Jann Wenner Out Of Rock And Roll Hall Of Fame

Jann Wenner

Jann Wenner ruled over the Rock & Roll Hall of Fame for decades. And with it came an immense power as the gatekeeper of the American popular music world. He also founded and edited Rolling Stone Magazine. But all that vanished with one line of disparaging comment.

For long Jann Wenner used his influence to include and leave out artists and openly flaunted his iron grip over the institution. But it all crashed down as he was booted out of the foundation board. The ouster came a day after he made remarks disparaging black and female artists. The comments were severely criticized as being misogynistic and racist.

It was a steep fall for a man who both boosted or diminished careers according to his whims. Jann Wenner’s behavior and acts led to growing differences with members. They desperately tried to change the growing perception that he and the organization he helped set up, had failed miserably to include colored and women artists in its fold.

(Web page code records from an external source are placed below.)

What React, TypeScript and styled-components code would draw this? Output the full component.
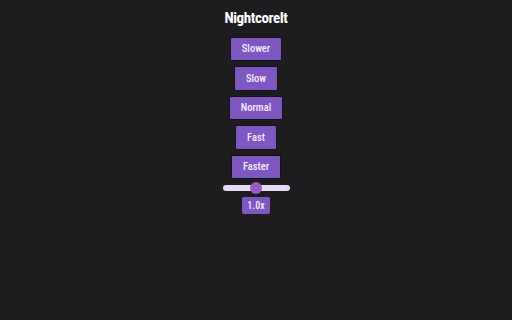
import React, { useState } from "react";
import styled, { createGlobalStyle } from "styled-components";

const Global = createGlobalStyle`
  html, body { margin: 0; padding: 0; background: #1e1c1f; }
  body { font-family: "Roboto Condensed", Roboto, "Liberation Sans", sans-serif; }
`;

const Page = styled.div`
  width: 512px;
  height: 320px;
  display: flex;
  flex-direction: column;
  align-items: center;
  box-sizing: border-box;
  padding-top: 8.5px;
`;

const Title = styled.h1`
  margin: 0 0 10px;
  font-family: "Roboto Condensed", Roboto, sans-serif;
  font-size: 15px;
  line-height: 18px;
  letter-spacing: -0.4px;
  font-weight: 700;
  color: #ffffff;
`;

const Buttons = styled.div`
  display: flex;
  flex-direction: column;
  align-items: center;
  gap: 5px;
`;

const SpeedButton = styled.button`
  height: 24.5px;
  padding: 0 11px;
  box-sizing: border-box;
  border: 1px solid #141214;
  border-radius: 2px;
  background: #7e57c2;
  color: #f3eefa;
  font-family: "Roboto Condensed", Roboto, sans-serif;
  font-size: 10.5px;
  font-weight: 500;
  cursor: pointer;
`;

const Range = styled.input`
  -webkit-appearance: none;
  appearance: none;
  width: 67px;
  height: 12px;
  margin: 2.5px 0 0;
  background: transparent;
  &::-webkit-slider-runnable-track {
    height: 6px;
    border-radius: 3px;
    background: #e8d9f7;
  }
  &::-webkit-slider-thumb {
    -webkit-appearance: none;
    width: 12px;
    height: 12px;
    margin-top: -3px;
    border-radius: 50%;
    background: #9a5cba;
    border: none;
  }
`;

const Label = styled.div`
  margin-top: 3.5px;
  height: 17px;
  padding: 0 5.5px;
  box-sizing: border-box;
  display: flex;
  align-items: center;
  border-radius: 2px;
  background: #7e57c2;
  color: #f3eefa;
  font-family: "Roboto Condensed", Roboto, sans-serif;
  font-size: 10px;
  font-weight: 500;
`;

const speeds = ["Slower", "Slow", "Normal", "Fast", "Faster"];

export default function App() {
  const [v, setV] = useState(1);
  return (
    <Page>
      <Global />
      <Title>NightcoreIt</Title>
      <Buttons>
        {speeds.map((s) => (
          <SpeedButton key={s}>{s}</SpeedButton>
        ))}
      </Buttons>
      <Range
        type="range"
        min={0.5}
        max={1.5}
        step={0.1}
        value={v}
        onChange={(e) => setV(parseFloat(e.target.value))}
      />
      <Label>{v.toFixed(1)}x</Label>
    </Page>
  );
}
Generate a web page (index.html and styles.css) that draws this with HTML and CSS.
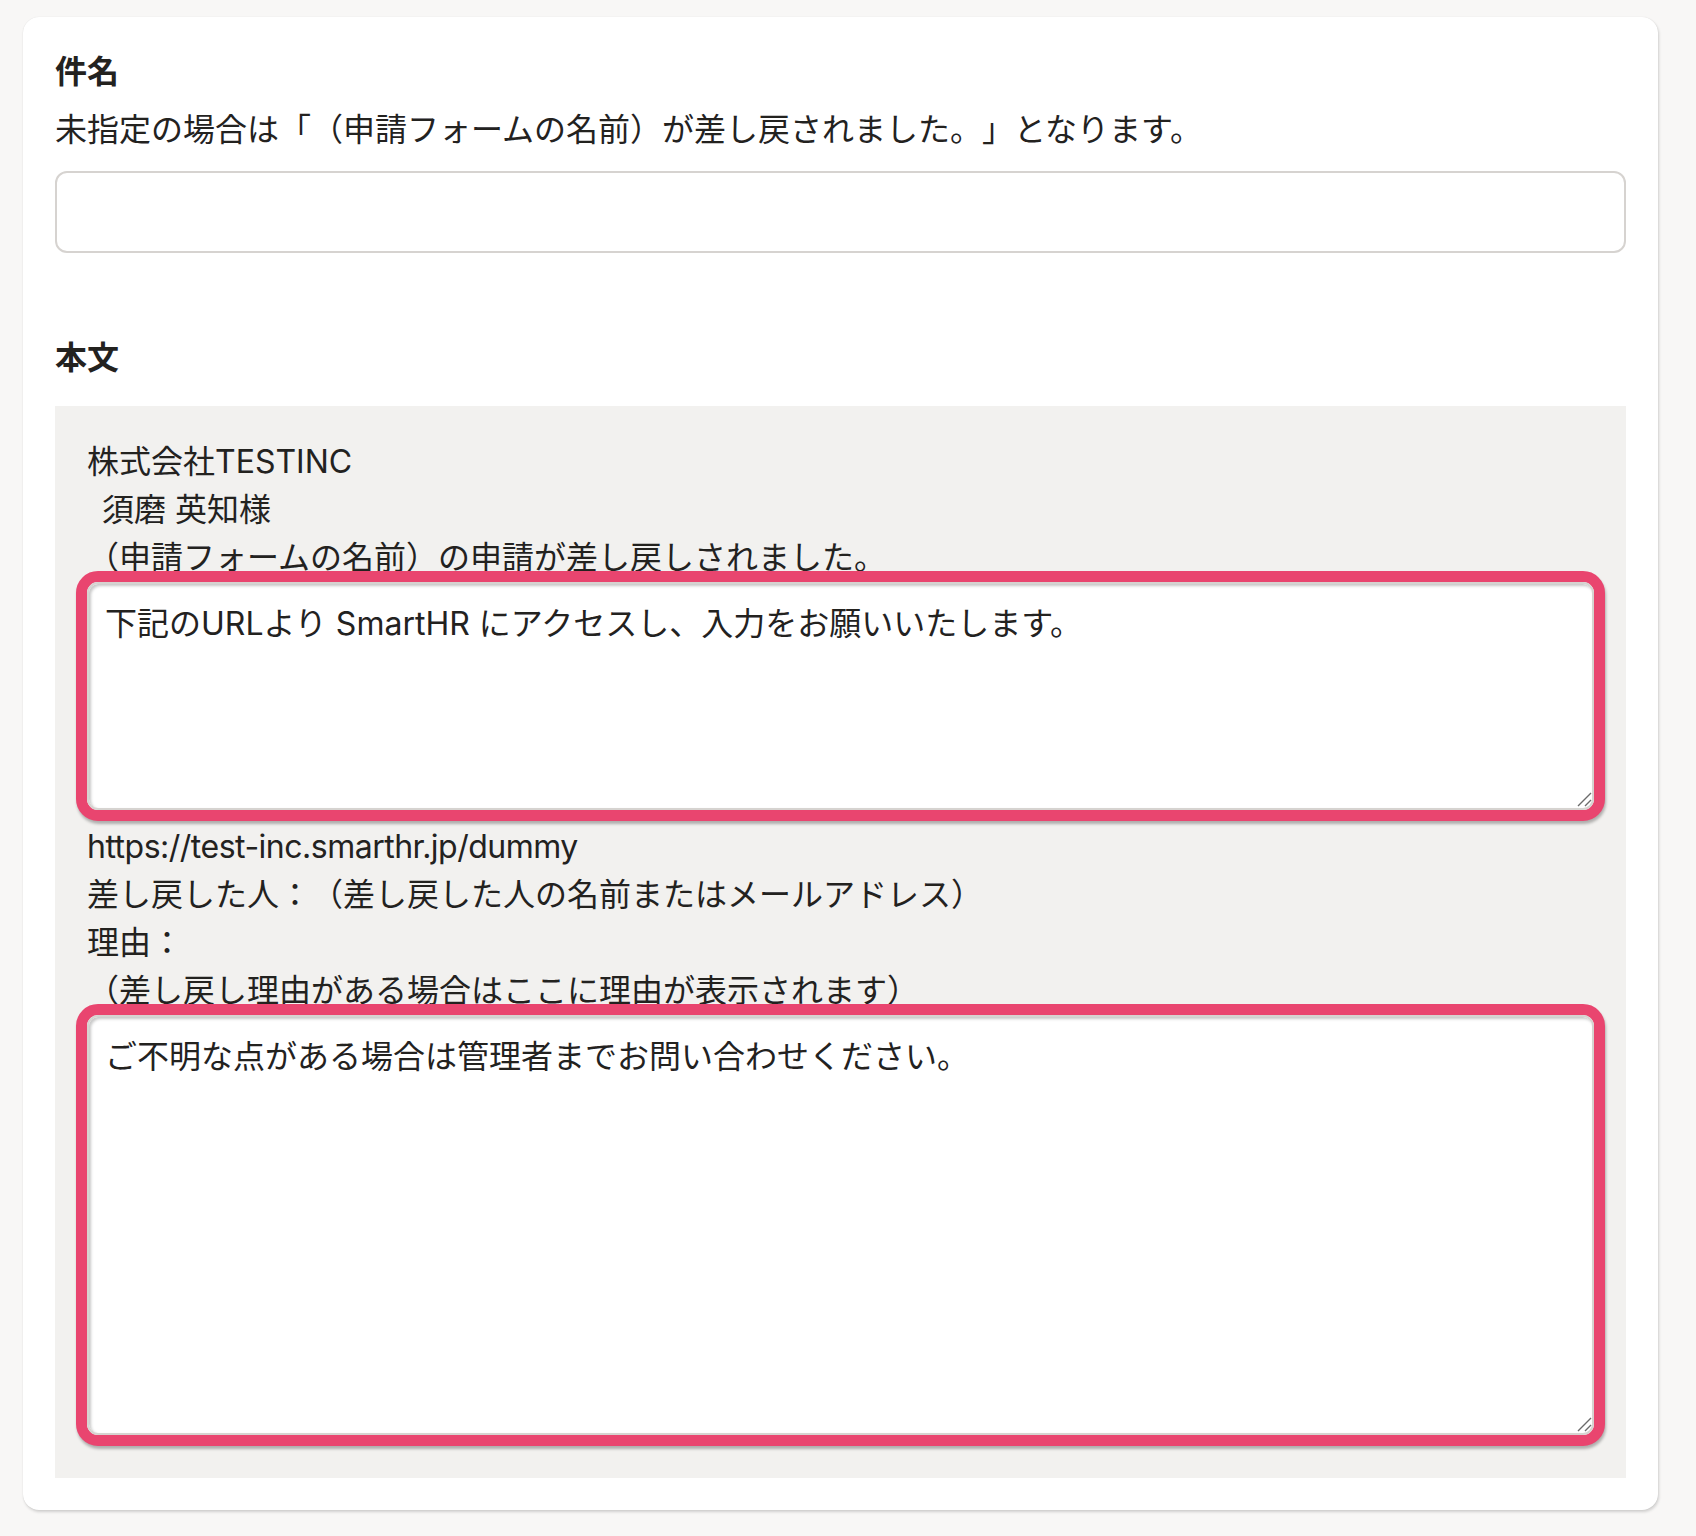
FILE: index.html
```html
<!DOCTYPE html>
<html lang="ja">
<head>
<meta charset="utf-8">
<title>差し戻しメール設定</title>
<link rel="stylesheet" href="styles.css">
</head>
<body>
  <div class="card">
    <section class="field">
      <h2 class="field-title">件名</h2>
      <p class="field-desc">未指定の場合は「（申請フォームの名前）が差し戻されました。」となります。</p>
      <input class="text-input" type="text" value="">
    </section>
    <section class="field field-body">
      <h2 class="field-title body-title">本文</h2>
      <div class="mail-preview">
        <div class="line">株式会社TESTINC</div>
        <div class="line indent">須磨 英知様</div>
        <div class="line">（申請フォームの名前）の申請が差し戻しされました。</div>
        <div class="highlight">
          <textarea class="mail-textarea short">下記のURLより SmartHR にアクセスし、入力をお願いいたします。</textarea>
          <svg class="grip" width="16" height="16" viewBox="0 0 16 16" aria-hidden="true"><path d="M2 15 L15 2 M9 15 L15 9" stroke="#6b6b6b" stroke-width="1.4" fill="none"/></svg>
        </div>
        <div class="line url">https://test-inc.smarthr.jp/dummy</div>
        <div class="line">差し戻した人：（差し戻した人の名前またはメールアドレス）</div>
        <div class="line">理由：</div>
        <div class="line">（差し戻し理由がある場合はここに理由が表示されます）</div>
        <div class="highlight">
          <textarea class="mail-textarea tall">ご不明な点がある場合は管理者までお問い合わせください。</textarea>
          <svg class="grip" width="16" height="16" viewBox="0 0 16 16" aria-hidden="true"><path d="M2 15 L15 2 M9 15 L15 9" stroke="#6b6b6b" stroke-width="1.4" fill="none"/></svg>
        </div>
      </div>
    </section>
  </div>
</body>
</html>
```

FILE: styles.css
```css
html, body {
  margin: 0;
  padding: 0;
}

body {
  background: #f8f7f6;
  font-family: Inter, "Noto Sans CJK JP", sans-serif;
  color: #23221f;
  padding: 17px 0 0 23px;
  min-height: 1536px;
  box-sizing: border-box;
  text-spacing-trim: space-all;
}

.card {
  width: 1635px;
  box-sizing: border-box;
  background: #ffffff;
  border-radius: 16px;
  padding: 32px;
  box-shadow: 1px 2px 3px rgba(0, 0, 0, 0.16), 0 0 1px rgba(0, 0, 0, 0.12);
}

.field-title {
  margin: 0 0 17px;
  font-family: "Noto Sans CJK JP", sans-serif;
  font-size: 32px;
  line-height: 40px;
  font-weight: 700;
}

.field-desc {
  margin: 0 0 17px;
  font-size: 32px;
  line-height: 48px;
}

.text-input {
  display: block;
  width: 100%;
  height: 82px;
  box-sizing: border-box;
  border: 2px solid #d6d3d0;
  border-radius: 12px;
  background: #ffffff;
  font: inherit;
  font-size: 32px;
  padding: 0 16px;
  outline: none;
}

.field-body {
  margin-top: 82px;
}

.body-title {
  margin-bottom: 31px;
}

.mail-preview {
  background: #f2f1ef;
  padding: 32px 32px 30px;
  font-size: 32px;
  line-height: 48px;
}

.line {
  white-space: pre;
}

.url {
  letter-spacing: -0.5px;
}

.indent {
  padding-left: 15px;
}

.highlight {
  position: relative;
  margin: -11px -11px 2px;
  border: 11px solid #e9456f;
  border-radius: 22px;
  box-shadow: 1px 3px 3px rgba(0, 0, 0, 0.28);
  background: #ffffff;
}

.mail-textarea {
  display: block;
  width: 100%;
  box-sizing: border-box;
  margin: 0;
  border: 2px solid #d6d3d0;
  border-radius: 11px;
  background: #ffffff;
  padding: 16px;
  font-family: Inter, "Noto Sans CJK JP", sans-serif;
  font-size: 32px;
  line-height: 48px;
  color: #23221f;
  resize: none;
  outline: none;
  text-spacing-trim: space-all;
  box-shadow: inset 2px 2px 3px rgba(0, 0, 0, 0.22);
}

.mail-textarea.short {
  height: 228px;
}

.mail-textarea.tall {
  height: 420px;
}

.grip {
  position: absolute;
  right: 2px;
  bottom: 3px;
}
```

Jann Wenner Viewed Black And Women Artists Not Articulate At An Intellectual Level

In a recent interview, Jann Wenner revealed the dark side when he admitted that he considered Black and women artists not suitably articulate at an intellectual level to be included in his book on great musicians. He further added that he did not view them as philosophers of rock. Jann Wenner later tried to backtrack from his comments and said that he should have included Black and women musicians to avert just such type of criticism. But he also was defiant and said that he did not care about what others said.

Members of the board immediately realized the implication of his damage and tried to minimize it. The board members include leading executives from the media and music industry. Former Spotify executive Troy Carter said that Jann Wenner had undermined the institution he helped create by propagating an exclusionary and narrow narrative. Jann Wenner tried to set the record straight at the board meeting, but the assembled directors were not swayed. It took 20 minutes to decide, and he had to step down.